▶ **Raw data**

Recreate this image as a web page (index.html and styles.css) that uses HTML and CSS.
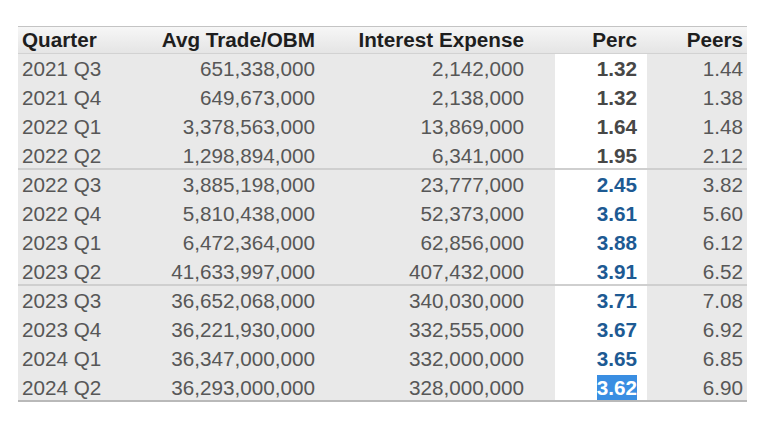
FILE: index.html
```html
<!DOCTYPE html>
<html>
<head>
<meta charset="utf-8">
<link rel="stylesheet" href="styles.css">
</head>
<body>
<table class="grid">
  <colgroup>
    <col class="c-q"><col class="c-avg"><col class="c-int"><col class="c-perc"><col class="c-peers">
  </colgroup>
  <thead>
    <tr>
      <th class="left">Quarter</th>
      <th>Avg Trade/OBM</th>
      <th class="p-int">Interest Expense</th>
      <th class="p-perc">Perc</th>
      <th class="p-peers">Peers</th>
    </tr>
  </thead>
  <tbody>
    <tr><td class="left">2021 Q3</td><td>651,338,000</td><td class="p-int">2,142,000</td><td class="perc">1.32</td><td class="p-peers">1.44</td></tr>
    <tr><td class="left">2021 Q4</td><td>649,673,000</td><td class="p-int">2,138,000</td><td class="perc">1.32</td><td class="p-peers">1.38</td></tr>
    <tr><td class="left">2022 Q1</td><td>3,378,563,000</td><td class="p-int">13,869,000</td><td class="perc">1.64</td><td class="p-peers">1.48</td></tr>
    <tr class="end"><td class="left">2022 Q2</td><td>1,298,894,000</td><td class="p-int">6,341,000</td><td class="perc">1.95</td><td class="p-peers">2.12</td></tr>
    <tr><td class="left">2022 Q3</td><td>3,885,198,000</td><td class="p-int">23,777,000</td><td class="perc blue">2.45</td><td class="p-peers">3.82</td></tr>
    <tr><td class="left">2022 Q4</td><td>5,810,438,000</td><td class="p-int">52,373,000</td><td class="perc blue">3.61</td><td class="p-peers">5.60</td></tr>
    <tr><td class="left">2023 Q1</td><td>6,472,364,000</td><td class="p-int">62,856,000</td><td class="perc blue">3.88</td><td class="p-peers">6.12</td></tr>
    <tr class="end"><td class="left">2023 Q2</td><td>41,633,997,000</td><td class="p-int">407,432,000</td><td class="perc blue">3.91</td><td class="p-peers">6.52</td></tr>
    <tr><td class="left">2023 Q3</td><td>36,652,068,000</td><td class="p-int">340,030,000</td><td class="perc blue">3.71</td><td class="p-peers">7.08</td></tr>
    <tr><td class="left">2023 Q4</td><td>36,221,930,000</td><td class="p-int">332,555,000</td><td class="perc blue">3.67</td><td class="p-peers">6.92</td></tr>
    <tr><td class="left">2024 Q1</td><td>36,347,000,000</td><td class="p-int">332,000,000</td><td class="perc blue">3.65</td><td class="p-peers">6.85</td></tr>
    <tr class="last"><td class="left">2024 Q2</td><td>36,293,000,000</td><td class="p-int">328,000,000</td><td class="perc"><span class="sel">3.62</span></td><td class="p-peers">6.90</td></tr>
  </tbody>
</table>
</body>
</html>
```

FILE: styles.css
```css
html, body {
  margin: 0;
  padding: 0;
  background: #ffffff;
}

body {
  padding: 26px 0 0 18px;
  font-family: "Liberation Sans", Arial, sans-serif;
}

.grid {
  border-collapse: collapse;
  table-layout: fixed;
  width: 729px;
  font-size: 20.7px;
}

.c-q { width: 132px; }
.c-avg { width: 180px; }
.c-int { width: 225px; }
.c-perc { width: 92px; }
.c-peers { width: 100px; }

th, td {
  padding: 0 15px 0 0;
  text-align: right;
  white-space: nowrap;
  line-height: 29px;
  height: 29px;
}

th {
  height: 28px;
  line-height: 28px;
  font-weight: bold;
  color: #1e1e1e;
  background: linear-gradient(#f7f7f7, #e4e4e4);
  box-shadow: inset 0 1px 0 #c4c4c4, inset 0 -1px 0 #d2d2d2;
}

td {
  color: #575757;
  background: #e9e9e9;
}

.left {
  text-align: left;
  padding-left: 4px;
}

.p-int { padding-right: 31px; }
.p-perc { padding-right: 10px; }
.p-peers { padding-right: 4px; }

td.perc {
  background: #ffffff;
  font-weight: bold;
  color: #474747;
  padding-right: 10px;
}

td.blue {
  color: #1d5a93;
}

tr.end td {
  box-shadow: inset 0 -2px 0 #cfcfcf;
}

tr.last td {
  box-shadow: inset 0 -2px 0 #b9b9b9;
}

.sel {
  background: #3a8ee2;
  color: #ffffff;
  padding: 1px 0;
}
```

▶ **Written exercise**
Your task is an exact transcription of all the data, minus the pictures.

▶ **Worked solution**
Recreate this image as a web page (index.html and styles.css) that uses HTML and CSS.
FILE: index.html
```html
<!DOCTYPE html>
<html>
<head>
<meta charset="utf-8">
<link rel="stylesheet" href="styles.css">
</head>
<body>
<table class="grid">
  <colgroup>
    <col class="c-q"><col class="c-avg"><col class="c-int"><col class="c-perc"><col class="c-peers">
  </colgroup>
  <thead>
    <tr>
      <th class="left">Quarter</th>
      <th>Avg Trade/OBM</th>
      <th class="p-int">Interest Expense</th>
      <th class="p-perc">Perc</th>
      <th class="p-peers">Peers</th>
    </tr>
  </thead>
  <tbody>
    <tr><td class="left">2021 Q3</td><td>651,338,000</td><td class="p-int">2,142,000</td><td class="perc">1.32</td><td class="p-peers">1.44</td></tr>
    <tr><td class="left">2021 Q4</td><td>649,673,000</td><td class="p-int">2,138,000</td><td class="perc">1.32</td><td class="p-peers">1.38</td></tr>
    <tr><td class="left">2022 Q1</td><td>3,378,563,000</td><td class="p-int">13,869,000</td><td class="perc">1.64</td><td class="p-peers">1.48</td></tr>
    <tr class="end"><td class="left">2022 Q2</td><td>1,298,894,000</td><td class="p-int">6,341,000</td><td class="perc">1.95</td><td class="p-peers">2.12</td></tr>
    <tr><td class="left">2022 Q3</td><td>3,885,198,000</td><td class="p-int">23,777,000</td><td class="perc blue">2.45</td><td class="p-peers">3.82</td></tr>
    <tr><td class="left">2022 Q4</td><td>5,810,438,000</td><td class="p-int">52,373,000</td><td class="perc blue">3.61</td><td class="p-peers">5.60</td></tr>
    <tr><td class="left">2023 Q1</td><td>6,472,364,000</td><td class="p-int">62,856,000</td><td class="perc blue">3.88</td><td class="p-peers">6.12</td></tr>
    <tr class="end"><td class="left">2023 Q2</td><td>41,633,997,000</td><td class="p-int">407,432,000</td><td class="perc blue">3.91</td><td class="p-peers">6.52</td></tr>
    <tr><td class="left">2023 Q3</td><td>36,652,068,000</td><td class="p-int">340,030,000</td><td class="perc blue">3.71</td><td class="p-peers">7.08</td></tr>
    <tr><td class="left">2023 Q4</td><td>36,221,930,000</td><td class="p-int">332,555,000</td><td class="perc blue">3.67</td><td class="p-peers">6.92</td></tr>
    <tr><td class="left">2024 Q1</td><td>36,347,000,000</td><td class="p-int">332,000,000</td><td class="perc blue">3.65</td><td class="p-peers">6.85</td></tr>
    <tr class="last"><td class="left">2024 Q2</td><td>36,293,000,000</td><td class="p-int">328,000,000</td><td class="perc"><span class="sel">3.62</span></td><td class="p-peers">6.90</td></tr>
  </tbody>
</table>
</body>
</html>
```

FILE: styles.css
```css
html, body {
  margin: 0;
  padding: 0;
  background: #ffffff;
}

body {
  padding: 26px 0 0 18px;
  font-family: "Liberation Sans", Arial, sans-serif;
}

.grid {
  border-collapse: collapse;
  table-layout: fixed;
  width: 729px;
  font-size: 20.7px;
}

.c-q { width: 132px; }
.c-avg { width: 180px; }
.c-int { width: 225px; }
.c-perc { width: 92px; }
.c-peers { width: 100px; }

th, td {
  padding: 0 15px 0 0;
  text-align: right;
  white-space: nowrap;
  line-height: 29px;
  height: 29px;
}

th {
  height: 28px;
  line-height: 28px;
  font-weight: bold;
  color: #1e1e1e;
  background: linear-gradient(#f7f7f7, #e4e4e4);
  box-shadow: inset 0 1px 0 #c4c4c4, inset 0 -1px 0 #d2d2d2;
}

td {
  color: #575757;
  background: #e9e9e9;
}

.left {
  text-align: left;
  padding-left: 4px;
}

.p-int { padding-right: 31px; }
.p-perc { padding-right: 10px; }
.p-peers { padding-right: 4px; }

td.perc {
  background: #ffffff;
  font-weight: bold;
  color: #474747;
  padding-right: 10px;
}

td.blue {
  color: #1d5a93;
}

tr.end td {
  box-shadow: inset 0 -2px 0 #cfcfcf;
}

tr.last td {
  box-shadow: inset 0 -2px 0 #b9b9b9;
}

.sel {
  background: #3a8ee2;
  color: #ffffff;
  padding: 1px 0;
}
```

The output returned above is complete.